This repository is the primary source for the "Reactor for Awareness in Motion" Joint Research Project with Yoko Ando at Yamaguchi Center for Arts and Media. The other source is the Motioner application for accessing data from the custom inertial motion sensor system.

The toolkit itself is built using a project file in libs/. This toolkit is used by applications in apps/ such as RAMDanceToolkit which demonstrates a number of scenes built with the toolkit. addons/ contains submodules that refer to addons which are not shipped with openFrameworks.

The only app that depends on an addon which is not in a submodule is apps/OpenNIOSC. If you're interested in building this application, make sure you have a copy of this version's develop branch in your addons folder.

dev/ contains work in progress or unused but interesting code.

The OSC specification for RAM is as follows:

• Applications generally receive on port 10000.
• Skeleton data is sent as a series of nodes in a single OSC message at the address /ram/skeleton.

The structure of each OSC message is:

1. s: the actor name.
2. i: the number of nodes in the message.
3. Array of nodes.
4. f: the message timestamp.

The arguments for each node are:

1. s: name of the node.
2. fff: (x, y, z) position of the node.
3. ffff: angle-axis orientation of the node, stored as (angle, x, y, z).

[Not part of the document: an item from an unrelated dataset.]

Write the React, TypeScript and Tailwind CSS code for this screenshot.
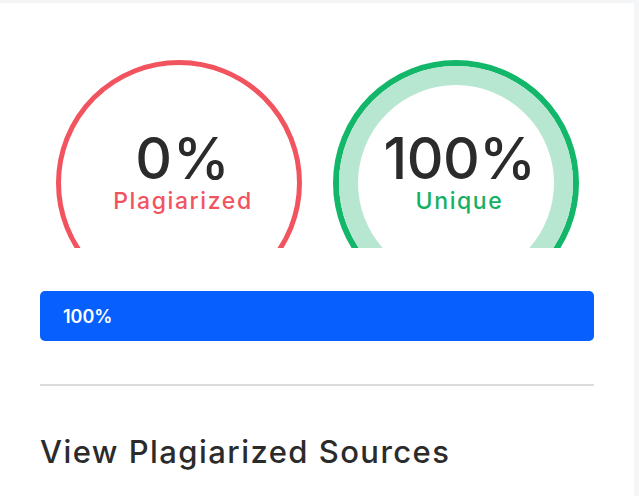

Some apps related to tracking can be found in the dev/ folder.

This app integrates data from multiple Kinects in order to track a single bright point in real time. We've tested this system with up to three Kinects, using libfreenect via ofxKinect, on a desktop Mac Pro. The best target for tracking is a retroreflective ball as used in motion capture, but a diffuse infrared LED will also work.

After opening the app, six streams will be displayed from the three Kinects, showing video and depth information. Pressing the "Calibrate" button under the "Background" heading will sample any bright points in the background and ignore them, in order to keep the tracking as robust as possible by avoiding distractions. After the background is calibrated, press "Calibrate" under the "Registration" heading. This will begin the spatial calibration procedure. Slowly wave the tracked point through the space. For every frame in which the tracked point is visible from the first camera and another camera, a note will be made about that relationship. As more relationships are stored, the app will attempt to find a configuration (position and orientation) of each of the sensors that explains the data best. To speed up calibration, you can increase the "Calibration rate" parameter, but this can also mean that the data is recorded from the different sensors at slightly different times, leading to noise in the calibration.

The calibration data is automatically stored in the data/ folder using a filename that corresponds to the serial number of the Kinect. When the app is opened the next time, these calibration files are loaded automatically. However, the background must be re-calibrated.

If more than one point is visible, the system will not be able to reconstruct the positions. Further work must be done to adapt this system to multiple point tracking, as well as sending data over OSC. However, the primary difficulty is currently that the 3d data from the tracking system needs to be tracked more accurately. Right now the 3d positions are extracted by looking at the area around the tracked point, and averaging those locations. Another technique, such as fitting a plane and ignoring outliers in the averaging, may lead to more robust data.

The primary innovation of the CircleTracking app is the use of OpenCV's estimateAffine3D() function, which solves for the position and orientation of the sensors based on an original data set.